On March 19, in the finals of the Amateur Athletic Union's National Basketball Championships held at Denver, Colo., the Kansas City Healeys defeated the Denver Safeways, 1937 champions, in an overtime play with a score of 40-38. In the women's finals of this tourney, held March 26 at Wichita, Kansas, the Galveston Anicos overcame the Wichita Thurstons with a score of 13-8, thus winning the National Women's basketball crown.

In conference and league circles, Dartmouth captured the Eastern Intercollegiate League title, winning eight league games and losing four. Harvard and Pennsylvania followed, each winning seven and losing five games. Columbia, Cornell, Princeton and Yale ranked in that order. In the Middle West, Purdue's powerful five won for the fifth time the Big Ten Conference title.

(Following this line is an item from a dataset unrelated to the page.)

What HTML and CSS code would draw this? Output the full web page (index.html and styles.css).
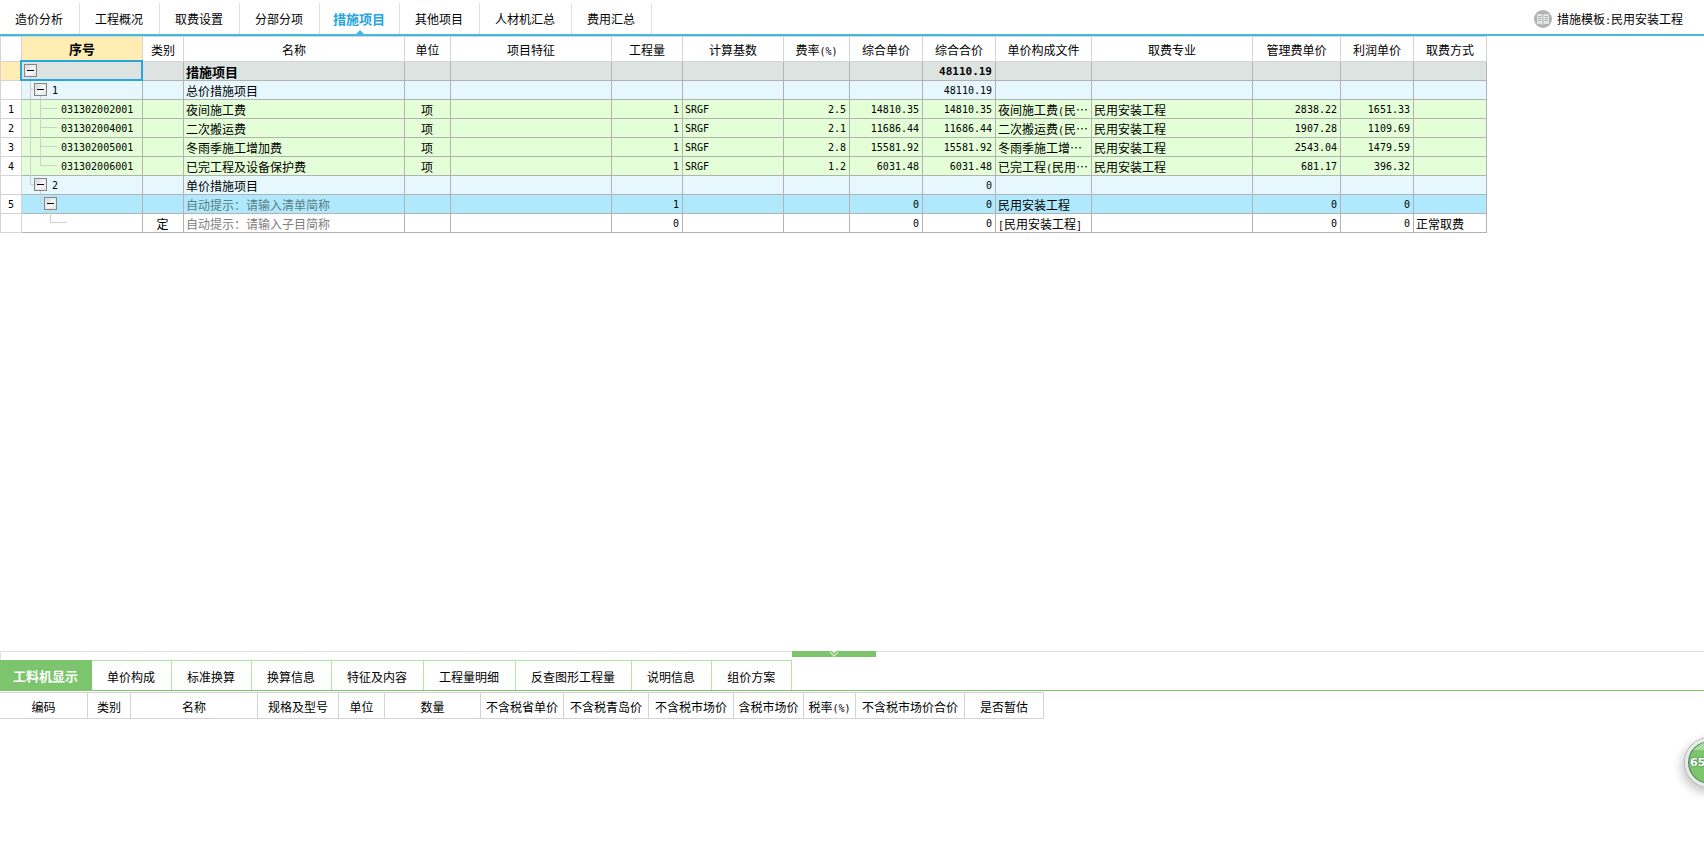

In the South, Duke University defeated Clemson College, 40-30, in the Southern Conference tournament held March 5, at Raleigh, N. C., winning the Southern championship. The Georgia Institute of Technology beat Mississippi College with a score of 58-47, capturing the Southeastern Conference championship, while at Bowling Green, Ky., on the same day, March 5, the Western Kentucky team obtained the Southern Intercollegiate Athletic Association's League Championship for the second consecutive year, defeating Murray College, 44-39. On the Pacific Coast, the Pacific Coast League Championship was won for the second consecutive year by Stanford's impressive quintet, defeating Oregon, the Northern Division Champion, two straight games, 52-39 and 59-51 in the play-offs held March 11-12 at San Francisco.

A United States basketball team composed of players from Eastern colleges and representing the Amateur Athletic Union toured South America, playing games in Chile, Peru, Brazil, Uruguay and Argentina. The United States team won twenty of the twenty-four games played.

In the American Professional Basketball League, the Jersey Reds defeated the Brooklyn Jewels with a score of 30-28 in a close game of the play-offs, winning the League championship. The New York Celtics and the Brooklyn Visitations of this League were eliminated from the finals.